August 24, 2002 | The Scotsman
From The Scotsman
What I Like About You...
Sun 28 Jul 2002
written by Erin McElhinney

THE first time I met Louise, I just remember being aware of this impish presence in the corner of the room. I vaguely recognised her, and I thought at first that perhaps I knew her from school - and me an ex-arts journalist! I had never heard any of Louise’s music though, and I think she found it quite refreshing to become friends with someone who didn’t see her as ‘that woman from Sleeper’. I’ve seen grown men genuflect at her feet, but she takes it all in her stride. Louise is just hoping they buy her book.

We bonded over a shared adolescent trauma of repeatedly failing at the WH Smith ‘win a pony’ competition, and I have never met anyone else who had done so. As soon as I saw Louise, I knew she was someone I wanted to be friends with. She has a sense of humour that I share; quite male and grubby. Together we’ve developed a cocktail habit. We sit on bar stools and drink until we fall off laughing, whilst the sales reps in their suits all look at us as if we’re mad.

On paper, we really shouldn’t get on at all, especially as Louise was burned by journalists during her Sleeper days, but also because we have very different lifestyles. She leads the kind of urban life that I would have ended up with had I not had children. I think we look at each other’s lives rather like a zoo, where you take a walk through and admire, but don’t stay. I often say to Louise that I act as a contraceptive device for her, with my stories of puke and early rising.

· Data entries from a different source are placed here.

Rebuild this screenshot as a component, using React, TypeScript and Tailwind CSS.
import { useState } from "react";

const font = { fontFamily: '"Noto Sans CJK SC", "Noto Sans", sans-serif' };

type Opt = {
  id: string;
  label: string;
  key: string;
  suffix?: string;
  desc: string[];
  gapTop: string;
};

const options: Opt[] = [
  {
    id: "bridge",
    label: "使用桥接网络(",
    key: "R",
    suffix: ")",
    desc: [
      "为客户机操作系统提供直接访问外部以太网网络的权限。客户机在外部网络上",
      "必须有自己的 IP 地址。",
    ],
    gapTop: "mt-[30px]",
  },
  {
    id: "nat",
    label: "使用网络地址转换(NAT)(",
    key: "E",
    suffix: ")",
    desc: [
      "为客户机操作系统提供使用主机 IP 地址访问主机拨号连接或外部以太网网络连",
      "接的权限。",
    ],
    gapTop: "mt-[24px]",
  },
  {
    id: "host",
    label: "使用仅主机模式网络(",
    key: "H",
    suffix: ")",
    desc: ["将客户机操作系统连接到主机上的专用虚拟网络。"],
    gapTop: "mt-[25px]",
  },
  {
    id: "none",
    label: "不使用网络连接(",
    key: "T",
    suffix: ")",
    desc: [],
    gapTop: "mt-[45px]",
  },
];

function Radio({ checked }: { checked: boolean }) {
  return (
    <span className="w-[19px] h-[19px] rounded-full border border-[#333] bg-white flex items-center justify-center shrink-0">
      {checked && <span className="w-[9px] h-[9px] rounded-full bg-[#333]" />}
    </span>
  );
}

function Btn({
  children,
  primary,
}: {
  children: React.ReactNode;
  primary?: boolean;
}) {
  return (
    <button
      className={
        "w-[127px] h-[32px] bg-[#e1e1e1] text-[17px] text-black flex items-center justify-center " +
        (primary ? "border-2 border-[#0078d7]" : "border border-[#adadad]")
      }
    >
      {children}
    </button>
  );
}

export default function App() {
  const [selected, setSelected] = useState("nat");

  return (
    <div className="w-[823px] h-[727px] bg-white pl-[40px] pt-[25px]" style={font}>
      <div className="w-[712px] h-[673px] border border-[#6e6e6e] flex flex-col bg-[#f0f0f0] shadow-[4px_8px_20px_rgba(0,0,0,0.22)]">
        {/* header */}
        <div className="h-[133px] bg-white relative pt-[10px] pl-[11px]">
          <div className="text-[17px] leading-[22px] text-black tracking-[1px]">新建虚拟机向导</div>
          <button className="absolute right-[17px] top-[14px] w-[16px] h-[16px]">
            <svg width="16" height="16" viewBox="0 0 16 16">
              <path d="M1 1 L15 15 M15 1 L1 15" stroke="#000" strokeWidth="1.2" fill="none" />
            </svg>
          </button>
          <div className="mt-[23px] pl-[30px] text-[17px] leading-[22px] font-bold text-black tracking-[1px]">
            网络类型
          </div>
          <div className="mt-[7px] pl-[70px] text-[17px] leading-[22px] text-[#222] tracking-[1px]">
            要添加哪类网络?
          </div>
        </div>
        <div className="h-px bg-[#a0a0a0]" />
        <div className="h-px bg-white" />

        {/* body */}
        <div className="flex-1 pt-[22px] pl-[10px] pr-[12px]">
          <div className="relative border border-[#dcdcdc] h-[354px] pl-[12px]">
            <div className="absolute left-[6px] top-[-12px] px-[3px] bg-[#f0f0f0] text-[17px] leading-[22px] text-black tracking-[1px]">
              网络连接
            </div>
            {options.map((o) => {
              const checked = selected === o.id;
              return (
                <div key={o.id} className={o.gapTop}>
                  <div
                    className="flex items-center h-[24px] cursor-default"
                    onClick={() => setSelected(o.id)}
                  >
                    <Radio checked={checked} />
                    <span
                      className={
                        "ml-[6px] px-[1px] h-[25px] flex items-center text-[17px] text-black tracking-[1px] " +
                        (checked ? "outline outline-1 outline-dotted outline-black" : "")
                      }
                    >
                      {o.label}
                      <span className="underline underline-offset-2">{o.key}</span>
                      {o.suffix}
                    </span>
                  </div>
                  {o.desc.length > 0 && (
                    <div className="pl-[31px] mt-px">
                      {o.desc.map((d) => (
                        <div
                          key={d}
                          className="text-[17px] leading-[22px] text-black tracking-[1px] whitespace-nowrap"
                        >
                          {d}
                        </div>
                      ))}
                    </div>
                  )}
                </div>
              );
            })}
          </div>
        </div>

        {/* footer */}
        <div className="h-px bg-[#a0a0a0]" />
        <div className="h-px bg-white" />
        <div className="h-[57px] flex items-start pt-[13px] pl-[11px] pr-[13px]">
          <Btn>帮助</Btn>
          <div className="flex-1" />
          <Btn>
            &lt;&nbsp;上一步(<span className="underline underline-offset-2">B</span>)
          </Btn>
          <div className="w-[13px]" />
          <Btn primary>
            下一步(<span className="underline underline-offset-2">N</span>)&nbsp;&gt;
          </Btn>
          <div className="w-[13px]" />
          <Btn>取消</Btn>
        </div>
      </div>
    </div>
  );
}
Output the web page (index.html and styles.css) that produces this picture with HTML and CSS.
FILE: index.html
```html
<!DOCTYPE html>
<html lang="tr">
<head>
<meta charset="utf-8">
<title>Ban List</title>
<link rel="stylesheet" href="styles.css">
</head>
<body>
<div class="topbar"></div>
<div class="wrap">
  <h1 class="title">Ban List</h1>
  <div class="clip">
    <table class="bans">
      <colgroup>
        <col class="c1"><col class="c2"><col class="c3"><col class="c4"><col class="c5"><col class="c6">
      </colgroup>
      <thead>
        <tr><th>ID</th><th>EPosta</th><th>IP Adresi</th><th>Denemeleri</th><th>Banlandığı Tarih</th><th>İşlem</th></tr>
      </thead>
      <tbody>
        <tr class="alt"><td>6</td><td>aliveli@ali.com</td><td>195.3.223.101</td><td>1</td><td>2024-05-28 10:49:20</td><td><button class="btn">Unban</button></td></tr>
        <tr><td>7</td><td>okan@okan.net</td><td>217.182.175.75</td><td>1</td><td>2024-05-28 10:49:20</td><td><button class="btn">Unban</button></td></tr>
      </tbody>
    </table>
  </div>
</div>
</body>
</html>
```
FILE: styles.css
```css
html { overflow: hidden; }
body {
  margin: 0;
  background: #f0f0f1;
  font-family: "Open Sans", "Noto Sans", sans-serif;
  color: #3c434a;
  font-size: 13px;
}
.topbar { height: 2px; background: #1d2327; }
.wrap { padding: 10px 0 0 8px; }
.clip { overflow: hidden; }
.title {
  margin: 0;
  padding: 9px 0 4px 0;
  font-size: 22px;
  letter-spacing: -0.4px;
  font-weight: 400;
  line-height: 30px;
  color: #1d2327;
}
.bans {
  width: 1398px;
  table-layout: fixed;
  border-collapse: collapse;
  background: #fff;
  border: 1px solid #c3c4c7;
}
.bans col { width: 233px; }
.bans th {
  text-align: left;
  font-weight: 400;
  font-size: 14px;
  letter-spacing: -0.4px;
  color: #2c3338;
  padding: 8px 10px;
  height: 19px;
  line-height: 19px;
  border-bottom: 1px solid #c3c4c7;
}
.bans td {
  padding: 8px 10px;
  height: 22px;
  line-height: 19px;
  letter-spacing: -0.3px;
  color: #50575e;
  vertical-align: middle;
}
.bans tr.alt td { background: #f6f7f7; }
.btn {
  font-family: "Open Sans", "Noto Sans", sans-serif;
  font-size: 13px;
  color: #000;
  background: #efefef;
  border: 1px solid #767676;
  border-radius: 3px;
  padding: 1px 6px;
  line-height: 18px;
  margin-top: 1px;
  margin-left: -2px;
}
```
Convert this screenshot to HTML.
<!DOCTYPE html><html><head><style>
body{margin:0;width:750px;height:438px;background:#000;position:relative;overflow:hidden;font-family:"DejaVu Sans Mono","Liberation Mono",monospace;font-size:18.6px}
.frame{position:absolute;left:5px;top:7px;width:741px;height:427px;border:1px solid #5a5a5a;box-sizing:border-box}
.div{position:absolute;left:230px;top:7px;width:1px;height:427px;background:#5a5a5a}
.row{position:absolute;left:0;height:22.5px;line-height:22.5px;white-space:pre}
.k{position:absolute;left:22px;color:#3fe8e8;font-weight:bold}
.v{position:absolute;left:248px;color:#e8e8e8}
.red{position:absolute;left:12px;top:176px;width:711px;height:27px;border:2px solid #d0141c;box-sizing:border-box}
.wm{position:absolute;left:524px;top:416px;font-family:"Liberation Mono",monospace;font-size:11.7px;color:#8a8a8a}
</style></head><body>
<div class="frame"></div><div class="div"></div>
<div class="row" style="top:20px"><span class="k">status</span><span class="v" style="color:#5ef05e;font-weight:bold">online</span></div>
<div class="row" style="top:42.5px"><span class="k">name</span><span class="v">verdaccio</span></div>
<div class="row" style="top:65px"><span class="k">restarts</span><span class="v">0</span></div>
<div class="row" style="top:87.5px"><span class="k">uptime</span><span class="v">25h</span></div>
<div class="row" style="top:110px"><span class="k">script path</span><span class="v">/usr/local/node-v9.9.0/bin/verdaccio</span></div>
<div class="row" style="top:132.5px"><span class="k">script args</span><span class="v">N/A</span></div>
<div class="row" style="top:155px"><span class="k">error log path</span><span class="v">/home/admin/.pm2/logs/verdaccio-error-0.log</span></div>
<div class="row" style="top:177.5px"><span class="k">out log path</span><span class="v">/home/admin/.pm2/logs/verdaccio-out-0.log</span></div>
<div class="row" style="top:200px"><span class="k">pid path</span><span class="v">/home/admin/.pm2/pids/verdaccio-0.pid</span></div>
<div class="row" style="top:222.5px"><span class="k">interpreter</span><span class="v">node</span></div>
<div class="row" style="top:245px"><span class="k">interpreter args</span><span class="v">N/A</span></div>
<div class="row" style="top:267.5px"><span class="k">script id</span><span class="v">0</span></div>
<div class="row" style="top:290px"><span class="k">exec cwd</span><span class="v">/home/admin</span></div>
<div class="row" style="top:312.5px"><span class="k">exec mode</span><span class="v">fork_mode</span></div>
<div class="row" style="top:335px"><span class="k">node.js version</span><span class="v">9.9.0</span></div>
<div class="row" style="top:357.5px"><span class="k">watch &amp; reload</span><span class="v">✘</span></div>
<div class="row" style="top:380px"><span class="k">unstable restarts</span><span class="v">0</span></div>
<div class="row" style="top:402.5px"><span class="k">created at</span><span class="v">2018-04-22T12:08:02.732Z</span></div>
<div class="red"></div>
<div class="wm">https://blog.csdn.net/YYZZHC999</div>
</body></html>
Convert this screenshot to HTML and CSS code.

She was portrayed as a bit of a lad, very brash, by music journalists, but really she is very quietly spoken, doesn’t shoot her mouth off, very intelligent and - she’ll hate me for saying this - just very nice. A great deal of female authors are actually very bitchy about each other, but I feel I can say anything to Louise and I know that it will not go any further. She is terrific, loyal, I trust her implicitly. She is a perfectionist and we have exchanged hundreds of e-mails filled with anxiety - we provide a pressure valve for each other. And because we’re so different it’s good to have her opinion, which I respect enormously, as I feel she does with mine. Just recently she asked me what I thought of a title she had chosen for her second book and I had to tell her I didn’t like it. I then spent the whole day feeling wretched before ringing her later that night to apologise, but Louise just said, "No, you were right, don’t be silly."

A good friend of mine says you can separate the world into drains and radiators; those who drain you and those who warm you up. Louise is always fun, she’s my radiator.